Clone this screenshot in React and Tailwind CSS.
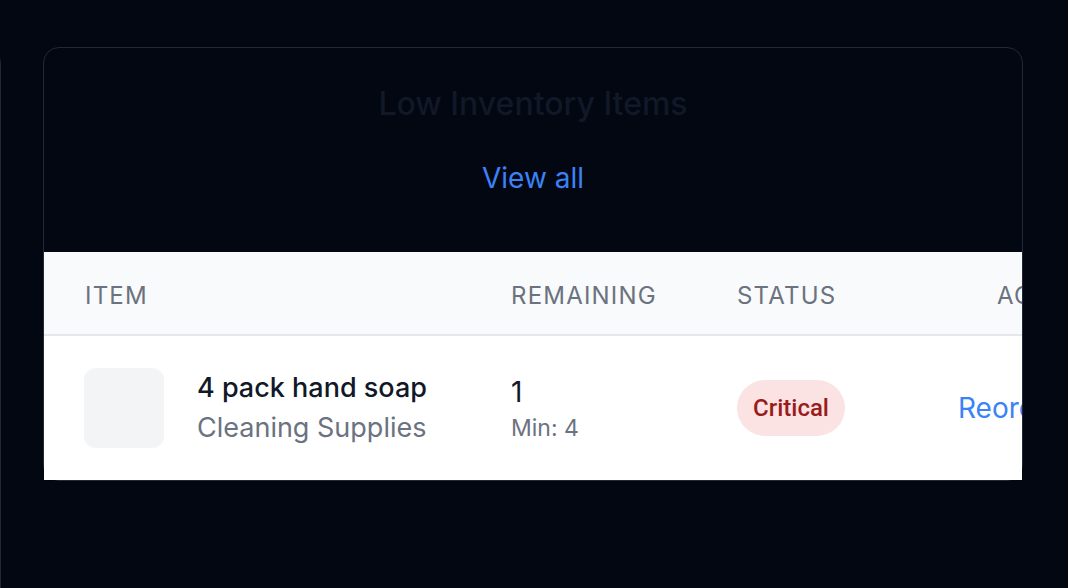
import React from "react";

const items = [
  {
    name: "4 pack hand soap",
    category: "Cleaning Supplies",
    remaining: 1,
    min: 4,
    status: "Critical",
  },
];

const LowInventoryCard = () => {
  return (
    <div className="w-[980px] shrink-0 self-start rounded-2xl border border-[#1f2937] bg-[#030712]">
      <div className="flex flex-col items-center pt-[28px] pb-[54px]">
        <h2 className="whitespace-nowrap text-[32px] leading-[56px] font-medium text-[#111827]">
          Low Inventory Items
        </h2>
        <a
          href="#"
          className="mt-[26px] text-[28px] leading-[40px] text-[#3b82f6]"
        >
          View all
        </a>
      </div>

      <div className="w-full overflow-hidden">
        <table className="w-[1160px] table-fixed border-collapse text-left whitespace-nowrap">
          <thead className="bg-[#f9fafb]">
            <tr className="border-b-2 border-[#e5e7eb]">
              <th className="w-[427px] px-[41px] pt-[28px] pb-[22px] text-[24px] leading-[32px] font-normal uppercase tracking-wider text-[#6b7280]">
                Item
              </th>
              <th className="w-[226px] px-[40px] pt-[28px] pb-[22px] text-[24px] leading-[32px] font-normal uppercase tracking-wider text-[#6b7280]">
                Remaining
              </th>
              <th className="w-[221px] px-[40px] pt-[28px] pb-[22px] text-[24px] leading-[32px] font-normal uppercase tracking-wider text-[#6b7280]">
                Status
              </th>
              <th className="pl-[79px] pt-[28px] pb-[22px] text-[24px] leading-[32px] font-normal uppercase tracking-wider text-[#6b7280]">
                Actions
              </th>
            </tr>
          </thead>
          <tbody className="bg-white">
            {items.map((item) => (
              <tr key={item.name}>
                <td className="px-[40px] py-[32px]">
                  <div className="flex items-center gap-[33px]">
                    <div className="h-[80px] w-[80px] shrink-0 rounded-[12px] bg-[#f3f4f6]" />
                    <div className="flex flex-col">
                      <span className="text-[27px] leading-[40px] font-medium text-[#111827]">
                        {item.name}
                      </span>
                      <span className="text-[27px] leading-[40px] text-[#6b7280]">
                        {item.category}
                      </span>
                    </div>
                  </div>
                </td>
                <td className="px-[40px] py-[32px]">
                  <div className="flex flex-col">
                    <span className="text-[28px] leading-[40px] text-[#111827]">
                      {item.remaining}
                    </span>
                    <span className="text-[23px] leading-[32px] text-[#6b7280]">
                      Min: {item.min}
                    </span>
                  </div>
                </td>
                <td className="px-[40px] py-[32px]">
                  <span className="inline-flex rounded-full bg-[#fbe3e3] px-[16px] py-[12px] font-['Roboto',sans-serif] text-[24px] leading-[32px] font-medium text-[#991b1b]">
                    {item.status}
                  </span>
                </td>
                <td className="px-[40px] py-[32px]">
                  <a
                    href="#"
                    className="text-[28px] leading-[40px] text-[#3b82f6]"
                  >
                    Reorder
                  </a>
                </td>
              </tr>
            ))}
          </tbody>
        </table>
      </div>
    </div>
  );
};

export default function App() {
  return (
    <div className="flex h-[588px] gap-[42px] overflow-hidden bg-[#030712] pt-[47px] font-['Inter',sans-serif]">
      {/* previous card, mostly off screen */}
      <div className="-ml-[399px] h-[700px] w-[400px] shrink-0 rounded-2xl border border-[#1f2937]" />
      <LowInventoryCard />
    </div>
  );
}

------------------------------------------------------------

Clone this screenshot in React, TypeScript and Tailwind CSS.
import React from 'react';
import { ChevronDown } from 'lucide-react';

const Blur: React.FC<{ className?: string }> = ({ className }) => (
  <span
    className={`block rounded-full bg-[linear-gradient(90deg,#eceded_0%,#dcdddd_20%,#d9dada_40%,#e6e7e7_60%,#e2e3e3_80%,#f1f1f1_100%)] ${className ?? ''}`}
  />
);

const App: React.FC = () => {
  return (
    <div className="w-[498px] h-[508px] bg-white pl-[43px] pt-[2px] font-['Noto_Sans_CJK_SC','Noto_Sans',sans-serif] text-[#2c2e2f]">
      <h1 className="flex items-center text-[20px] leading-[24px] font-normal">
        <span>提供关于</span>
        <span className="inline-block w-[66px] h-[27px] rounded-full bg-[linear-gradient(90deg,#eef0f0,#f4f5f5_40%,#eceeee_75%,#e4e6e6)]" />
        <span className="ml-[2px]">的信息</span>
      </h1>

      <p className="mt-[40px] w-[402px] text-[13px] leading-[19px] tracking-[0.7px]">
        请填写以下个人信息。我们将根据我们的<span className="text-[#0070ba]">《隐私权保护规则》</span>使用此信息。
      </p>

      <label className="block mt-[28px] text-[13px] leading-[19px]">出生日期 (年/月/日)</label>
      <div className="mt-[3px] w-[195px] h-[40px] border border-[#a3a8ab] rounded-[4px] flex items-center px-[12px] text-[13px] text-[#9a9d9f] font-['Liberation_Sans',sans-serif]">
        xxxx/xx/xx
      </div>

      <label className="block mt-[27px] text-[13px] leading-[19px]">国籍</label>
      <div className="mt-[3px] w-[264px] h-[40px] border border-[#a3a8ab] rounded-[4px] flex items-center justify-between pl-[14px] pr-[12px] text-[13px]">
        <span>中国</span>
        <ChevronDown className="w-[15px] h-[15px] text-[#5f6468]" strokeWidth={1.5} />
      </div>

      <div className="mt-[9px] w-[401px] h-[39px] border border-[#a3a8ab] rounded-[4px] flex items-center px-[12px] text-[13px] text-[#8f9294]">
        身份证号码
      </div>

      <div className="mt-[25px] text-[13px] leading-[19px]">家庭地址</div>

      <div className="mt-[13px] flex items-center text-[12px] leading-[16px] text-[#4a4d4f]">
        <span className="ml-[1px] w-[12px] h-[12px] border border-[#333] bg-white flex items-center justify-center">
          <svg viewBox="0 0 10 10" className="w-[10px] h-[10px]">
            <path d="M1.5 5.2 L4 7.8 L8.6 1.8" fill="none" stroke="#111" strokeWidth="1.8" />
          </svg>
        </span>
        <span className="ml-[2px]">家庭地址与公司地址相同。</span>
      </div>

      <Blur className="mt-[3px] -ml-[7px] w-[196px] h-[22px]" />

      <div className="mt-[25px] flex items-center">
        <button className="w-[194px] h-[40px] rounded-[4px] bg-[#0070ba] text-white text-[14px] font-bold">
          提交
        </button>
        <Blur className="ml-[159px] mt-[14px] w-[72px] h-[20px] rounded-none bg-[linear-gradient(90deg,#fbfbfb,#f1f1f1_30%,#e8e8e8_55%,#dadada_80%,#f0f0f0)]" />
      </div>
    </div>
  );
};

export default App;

------------------------------------------------------------

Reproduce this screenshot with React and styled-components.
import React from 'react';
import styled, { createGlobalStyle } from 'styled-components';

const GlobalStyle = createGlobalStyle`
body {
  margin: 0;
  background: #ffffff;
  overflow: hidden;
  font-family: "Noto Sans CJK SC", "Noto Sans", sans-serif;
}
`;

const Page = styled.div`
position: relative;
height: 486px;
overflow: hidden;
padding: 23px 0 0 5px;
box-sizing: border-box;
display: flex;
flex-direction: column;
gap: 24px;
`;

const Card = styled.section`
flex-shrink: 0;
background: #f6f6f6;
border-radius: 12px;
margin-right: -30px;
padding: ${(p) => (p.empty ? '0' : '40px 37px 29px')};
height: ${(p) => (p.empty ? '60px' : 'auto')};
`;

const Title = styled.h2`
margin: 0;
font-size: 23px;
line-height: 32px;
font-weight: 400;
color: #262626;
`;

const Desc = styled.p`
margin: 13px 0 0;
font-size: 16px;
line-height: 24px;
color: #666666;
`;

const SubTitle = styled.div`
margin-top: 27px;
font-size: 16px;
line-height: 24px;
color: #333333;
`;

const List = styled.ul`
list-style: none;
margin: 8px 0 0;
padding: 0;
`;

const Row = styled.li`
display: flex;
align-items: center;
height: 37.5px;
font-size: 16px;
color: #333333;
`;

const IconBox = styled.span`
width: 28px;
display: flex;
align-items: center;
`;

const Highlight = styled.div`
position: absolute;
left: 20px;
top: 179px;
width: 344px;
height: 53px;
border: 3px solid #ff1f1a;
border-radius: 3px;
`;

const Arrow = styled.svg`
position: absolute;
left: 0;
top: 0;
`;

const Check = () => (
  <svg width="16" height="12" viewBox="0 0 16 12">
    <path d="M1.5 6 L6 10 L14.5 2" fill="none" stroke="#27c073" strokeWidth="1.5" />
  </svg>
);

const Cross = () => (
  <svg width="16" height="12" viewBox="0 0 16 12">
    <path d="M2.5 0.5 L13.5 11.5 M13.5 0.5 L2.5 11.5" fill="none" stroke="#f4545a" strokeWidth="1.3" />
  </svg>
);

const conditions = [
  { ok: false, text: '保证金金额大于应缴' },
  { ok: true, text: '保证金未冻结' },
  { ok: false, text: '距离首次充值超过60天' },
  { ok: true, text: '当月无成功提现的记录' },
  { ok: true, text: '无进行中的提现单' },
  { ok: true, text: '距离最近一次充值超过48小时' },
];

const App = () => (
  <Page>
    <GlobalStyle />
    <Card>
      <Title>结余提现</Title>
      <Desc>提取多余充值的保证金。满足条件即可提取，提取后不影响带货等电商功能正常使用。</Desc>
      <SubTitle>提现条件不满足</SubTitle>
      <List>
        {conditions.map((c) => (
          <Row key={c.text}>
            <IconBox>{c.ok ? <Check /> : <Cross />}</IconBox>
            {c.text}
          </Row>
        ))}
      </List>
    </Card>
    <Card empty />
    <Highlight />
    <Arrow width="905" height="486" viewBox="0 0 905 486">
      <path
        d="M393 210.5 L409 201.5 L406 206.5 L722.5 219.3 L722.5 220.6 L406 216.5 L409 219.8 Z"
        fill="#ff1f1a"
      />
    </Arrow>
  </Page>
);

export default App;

------------------------------------------------------------

## Short exercise
Report how many lines contain "Tailwind". Give nothing but the number.

## Written reply
2